The field survey work is done either through the Coconino National Forest or the Prescott National Forest. If there’s a site that the Forest Service wants to know more about and it hasn’t been recorded, the center then records the site and puts it into a database. Those who do this have to take a survey class that Graceffa also teaches.
“We train everybody s you don't have to know anything,” said Graceffa. “That's the best thing about the center. You know nothing about archaeology, but you're interested and you’d like to learn something? Well, there's all different kinds of aspects for you to learn, from being a docent to working out in the field. There are tons of opportunities for everybody.”
“It's important for people that are interested in archaeology to know all different aspects of it,” continued Graceffa. “The more you know, the more questions that you're raising in your mind, but there are more answers for you too. It completes the whole experience of an archaeology center from the displays, to the laboratory to the field work.

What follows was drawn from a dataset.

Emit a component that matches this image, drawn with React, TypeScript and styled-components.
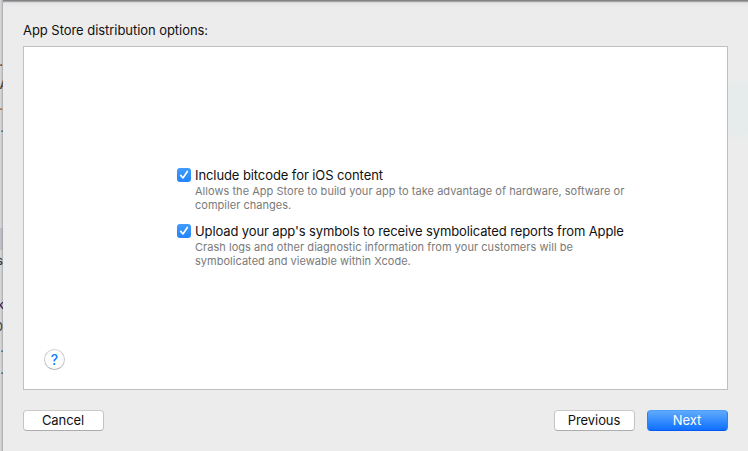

We have so much to offer.”
A large part of the educational component of the Center is done through the efforts of volunteers, such as the docents who provide free guided tours.
“We want to make sure we give visitors something different and that they walk away feeling like they've learned something,” said Buckle. “Most importantly, they leave thinking about the objects on display, about the cultures that are being discussed and represented here in the museum space. Through learning and education, that's how understanding, tolerance and compassion comes into play. It's one of the best means to expose people to human relations.”
“Ken Zoll, Director Emeritus, is still so generous with his time and his knowledge to do special workshops for our members,” added Buckle. “What's so wonderful about Ken is he inspires so many people and gets them excited about archaeology and archaeoastronomy.” When not busy writing books, Zoll hosts workshops and classes at the Center.